Le Catéchisme du Peuple/Leçon 1

LE
CATHÉCHISME
DU PEUPLE
PAR
A. DE FUISSEAUX


CHAPITRE I. — Première Leçon

De la Condition du Peuple et de son esclavage


1. Qui es-tu ?

R. Je suis un esclave.


2. Tu n’es donc pas un homme ?

R. Au point de vue de l’humanité, je suis un homme ; mais par rapport à la société, je suis un esclave.


3. Qu’est-ce qu’un esclave ?

R. C’est un être auquel on ne reconnaît qu’un seul devoir, celui de travailler et de souffrir pour les autres.

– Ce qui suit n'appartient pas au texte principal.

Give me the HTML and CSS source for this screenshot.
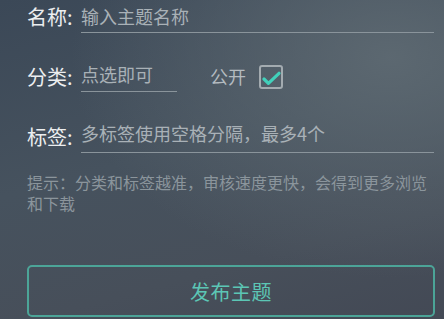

4. L’esclave a-t-il des droits ?

R. Non.


5. Quelle différence y a-t-il au point de vue physique entre l’esclave et l’homme libre ?

R. Il n’y a aucune différence ; l’esclave aussi bien que l’homme libre doit boire, manger, dormir, se vêtir. Il a les mêmes nécessités animales, les mêmes maladies, la même origine, la même fin.


6. Qu’est-ce qu’un homme libre ?

R. C’est celui qui vit sous un régime de lois qu’il s’est volontairement données.


7. À quoi reconnaissez-vous en Belgique l’homme libre de l’esclave ?

R. En Belgique, l’homme libre est riche ; l’esclave est pauvre.


8. L’esclave existe-t-il dans tous les pays ?

R. Non. La République Française, la République Suisse, la République des États-Unis et d’autres encore ne sont composées que d’hommes libres. Tous les citoyens font les lois et tous s’y soumettent.


9. Que faut-il donc pour faire d’un esclave un homme libre ?

R. Il faut lui donner le droit de vote, c’est-à-dire établir le suffrage universel.


10. Qu’est-ce que le suffrage universel ?

R. C’est le droit pour tout citoyen, mâle et majeur de désigner son député en lui donnant mission de faire des lois pour les travailleurs.


11. Par qui se font les lois en Belgique ?

R. Les lois se font maintenant en Belgique, pour les riches et contre les pauvres.


12. Ne pouvez-vous rendre autrement votre pensée ?

R. Oui. On peut dire qu’en Belgique les lois sont faites par ceux qui ne font rien, et contre ceux qui travaillent.


13. Sur quoi repose notre système gouvernemental ?

R. Sur l’argent.


14. Citez des exemples ?

R. On ne peut être sénateur que si l’on paie au moins 1.600 francs d’impôt à l’État ;
— On ne peut être député que si l’on paie les dîners, les voitures, les cigares de l’électeur.
— On ne peut être électeur que si l’on paie 42 fr. 32 c. d’impôt.
— On doit être soldat si l’on n’a pas 1.600 francs pour payer un remplaçant.


15. La probité, le travail, l’intelligence ne comptent donc pour rien !

R. Ils ne comptent pour rien aussi longtemps qu’on est pauvre. Au contraire on peut se passer facilement de probité, de travail, d’intelligence si l’on a de l’argent.


16. Citez des exemples.

R. Je ne saurais car ils sont trop nombreux et je ne voudrais pas faire de jaloux. Il me faudrait faire la nomenclature de tous les financiers véreux, de tous les notaires en fuite, de tous les administrateurs malhonnêtes, de tous les manieurs d’argent qui ne cherchent le pouvoir que pour tripoter plus à leur aise.


17. Quel est le moyen de changer cet état de chose honteux ?

R. C’est de donner au peuple le droit de suffrage. — Le peuple qui est honnête parce qu’il travaille, nommera des honnêtes gens qui feront des lois honnêtes.